Conditional random fields (CRFs)¶

A conditional random fields (CRF) , sometimes called discriminative random field, is just a version of MRF, where all the clique potentials are conditioned on the input feature:

\[\begin{split} p(y|x) = \frac{1}{Z(x)} \prod_c\phi_c(y_c|x_c) \\ Z(x) = \sum_{y \in Y} \prod_c\phi_c(y_c|x_c) \end{split}\]

The partition constant depends on x, therefore we can say it is a function of x. We can say that conditional random fields instantiate a new Markov Random Field for each input x.

Features¶

In general we assume that the potential functions are:

\[ \phi_c(x_c,y_c) = \exp(w_c^Tf_c(x_c,y_c)) \]
  • \(f_c(x_c,y_c)\) describes the compatibility between \(x_c\) and \(y_c\)

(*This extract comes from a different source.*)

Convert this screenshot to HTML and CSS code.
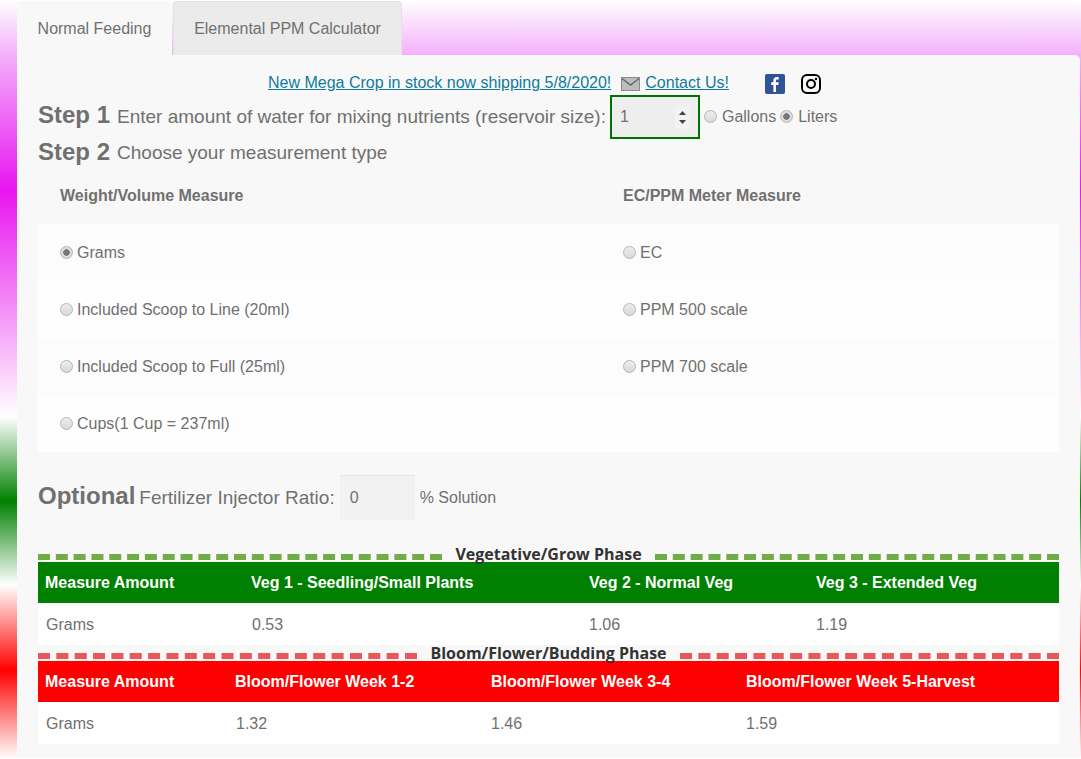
FILE: index.html
```html
<!DOCTYPE html>
<html lang="en">
<head>
<meta charset="utf-8">
<title>Nutrient Calculator</title>
<link rel="stylesheet" href="styles.css">
</head>
<body>
<div class="tabs">
  <div class="tab tab-active">Normal Feeding</div>
  <div class="tab">Elemental PPM Calculator</div>
</div>
<main class="panel">
  <div class="news">
    <a href="#">New Mega Crop in stock now shipping 5/8/2020!</a>
    <svg class="mail" width="19" height="14" viewBox="0 0 19 14"><rect x="0.5" y="0.5" width="18" height="13" fill="#bcbcbc" stroke="#8a8a8a"/><path d="M1 1.500l8.500 6.500L18 1.500" fill="none" stroke="#666" stroke-width="1.400"/></svg>
    <a href="#">Contact Us!</a>
    <svg class="fb" width="20" height="20" viewBox="0 0 20 20"><rect width="20" height="20" rx="2" fill="#2f5597"/><path d="M11 18v-7h2.300l.4-2.700H11V6.900c0-.8.3-1.300 1.400-1.300h1.300V3.200c-.3 0-1.100-.1-2-.1-2 0-3.300 1.200-3.300 3.400v1.800H6.200V11h2.200v7z" fill="#fff"/></svg>
    <svg class="ig" width="20" height="20" viewBox="0 0 20 20"><rect x="1" y="1" width="18" height="18" rx="5" fill="none" stroke="#000" stroke-width="2"/><circle cx="10" cy="10" r="4" fill="none" stroke="#000" stroke-width="2"/><circle cx="15" cy="5" r="1.200" fill="#000"/></svg>
  </div>
  <div class="step step-one">
    <strong class="big">Step 1</strong>
    <span class="lead">Enter amount of water for mixing nutrients (reservoir size):</span>
    <span class="number-box"><span>1</span><svg class="spin" width="15" height="23" viewBox="0 0 15 23"><rect width="15" height="23" fill="#f2f2f2"/><path d="M7.500 5l3.500 4H4zM7.500 18l-3.500-4h7z" fill="#444"/></svg></span>
    <label class="unit"><span class="radio"></span>Gallons</label>
    <label class="unit"><span class="radio radio-on"></span>Liters</label>
  </div>
  <div class="step step-two">
    <strong class="big">Step 2</strong>
    <span class="lead">Choose your measurement type</span>
  </div>
  <div class="options">
    <div class="row head"><div class="cell">Weight/Volume Measure</div><div class="cell">EC/PPM Meter Measure</div></div>
    <div class="row alt"><div class="cell"><span class="radio radio-on"></span>Grams</div><div class="cell"><span class="radio"></span>EC</div></div>
    <div class="row"><div class="cell"><span class="radio"></span>Included Scoop to Line (20ml)</div><div class="cell"><span class="radio"></span>PPM 500 scale</div></div>
    <div class="row alt"><div class="cell"><span class="radio"></span>Included Scoop to Full (25ml)</div><div class="cell"><span class="radio"></span>PPM 700 scale</div></div>
    <div class="row"><div class="cell"><span class="radio"></span>Cups(1 Cup = 237ml)</div><div class="cell"></div></div>
  </div>
  <div class="optional">
    <strong class="big">Optional</strong>
    <span class="lead-small">Fertilizer Injector Ratio:</span>
    <span class="ratio">0</span>
    <span class="solution">% Solution</span>
  </div>
  <div class="phase phase-veg">
    <div class="phase-title"><span>Vegetative/Grow Phase</span></div>
    <div class="grid grid-veg grid-head"><div>Measure Amount</div><div>Veg 1 - Seedling/Small Plants</div><div>Veg 2 - Normal Veg</div><div>Veg 3 - Extended Veg</div></div>
    <div class="grid grid-veg grid-body"><div>Grams</div><div>0.53</div><div>1.06</div><div>1.19</div></div>
  </div>
  <div class="phase phase-bloom">
    <div class="phase-title"><span>Bloom/Flower/Budding Phase</span></div>
    <div class="grid grid-bloom grid-head"><div>Measure Amount</div><div>Bloom/Flower Week 1-2</div><div>Bloom/Flower Week 3-4</div><div>Bloom/Flower Week 5-Harvest</div></div>
    <div class="grid grid-bloom grid-body"><div>Grams</div><div>1.32</div><div>1.46</div><div>1.59</div></div>
  </div>
</main>
</body>
</html>
```
FILE: styles.css
```css
* { box-sizing: border-box; }
html, body { margin: 0; height: 759px; overflow: hidden; }
body {
  padding: 1px 0 0 17px;
  font-family: "Liberation Sans", Arial, sans-serif;
  font-size: 16px;
  color: #707070;
  background: linear-gradient(to bottom,
    #fff 0, #f4b4fb 52px, #e815f0 190px, #fff 417px,
    #008000 501px, #fff 585px, #ff0000 670px, #fff 759px);
}
.tabs { display: flex; height: 54px; }
.tab { width: 229px; margin-left: 1px; padding-top: 18px; text-align: center; background: #ebebeb; border: 1px solid #e2e2e2; border-bottom: 0; border-radius: 4px 4px 0 0; }
.tab-active { width: 155px; margin-left: 0; background: #f8f8f8; border-color: #f8f8f8; }
.panel { width: 1063px; height: 703px; padding: 17px 21px 0; background: #f8f8f8; border-radius: 0 5px 5px 5px; }
.news { display: flex; align-items: center; height: 22px; padding-left: 230px; }
.news a { color: #0f7c9f; }
.mail { margin: 2px 5px 0 10px; }
.fb { margin: 2px 0 0 36px; }
.ig { margin: 2px 0 0 16px; }
.big { font-size: 24px; color: #707070; margin-bottom: 4px; }
.step-two .big { margin-bottom: 2px; }
.lead { font-size: 19px; }
.step { display: flex; align-items: center; }
.step-one { height: 44px; margin-top: 1px; gap: 5px; }
.step-two { height: 28px; gap: 7px; }
.step-one .lead { margin-left: 2px; }
.number-box { display: flex; align-items: center; justify-content: space-between; width: 90px; height: 44px; margin-left: -1px; padding: 0 8px; border: 2px solid #007000; background: #eeeeee; }
.unit { display: flex; align-items: center; margin-left: -1px; }
.radio { display: inline-block; width: 13px; height: 13px; margin: -1px 5px 0 0; border-radius: 50%; border: 1px solid #b5b5b5; background: linear-gradient(#eee, #d8d8d8); flex: none; }
.cell .radio { margin-right: 4px; }
.radio-on { background: radial-gradient(circle, #777 0 3px, #ddd 3.500px); }
.row { display: grid; grid-template-columns: 563px 1fr; height: 57px; align-items: center; background: #fefefe; }
.row.alt { background: #fcfcfc; }
.row.head { background: transparent; font-weight: bold; }
.cell { padding-left: 22px; display: flex; align-items: center; }
.optional { display: flex; align-items: center; height: 45px; margin-top: 23px; }
.lead-small { font-size: 19px; margin-left: 4px; }
.ratio { width: 75px; height: 45px; margin-left: 5px; padding: 13px 0 0 10px; background: #f2f2f2; border-top: 1px solid #e6e6e6; }
.solution { margin-left: 5px; }
.phase-title { display: flex; align-items: flex-start; gap: 13px; height: 16px; font-family: "Open Sans", sans-serif; font-size: 16px; font-weight: bold; color: #333; }
.phase-title::before, .phase-title::after { content: ""; flex: 1; margin-top: 8px; border-top: 6px dashed #70ad47; }
.phase-bloom .phase-title::before, .phase-bloom .phase-title::after { border-top-color: #e85858; }
.phase-title span { line-height: 16px; }
.phase-veg { margin-top: 26px; }
.grid { display: grid; align-items: center; padding-left: 8px; }
.grid-veg { grid-template-columns: 206px 337px 227px 1fr; }
.grid-bloom { grid-template-columns: 190px 255px 255px 1fr; }
.grid-head { height: 41px; padding-left: 7px; color: #fff; font-weight: bold; }
.grid-veg.grid-head { grid-template-columns: 206px 338px 227px 1fr; }
.grid-bloom.grid-head { grid-template-columns: 190px 256px 255px 1fr; }
.phase-veg .grid-head { background: #008000; }
.phase-bloom .grid-head { background: #ff0000; }
.grid-body { height: 42px; padding-top: 2px; background: #fff; }
```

Here \(x\) can be arbitrary complex, since it is always observed it does not affect computation. This can be generalized, for an example we model \(p(x,y)\) using an MRF, we fit two distribution to the data \(p(y|x)\) and \(p(x)\). But if we are interested only in predicting y given x, we can skip modeling \(p(x)\) (we may not have enough data to fit booth). THis can speed up computation.

Chain CRF¶

If we assume that \(p(y|x)\) is a chain CRF, with two types of factors, (an example image factors) \(\phi(x_i|y_i)\) for \(i=1,\cdots, n\), which assigns higher values to \(y_i\) which are consistent with input \(x_i\), and pairwise factors \(\phi(y_i, y_{i+1})\) for \(i=1,\cdots,n-1\).

We can view \(\phi(x_i|y_i)\) as probabilities \(p(y_i|x_i)\) and \(\phi(y_i|y_{i+1})\) are some co-occurrences.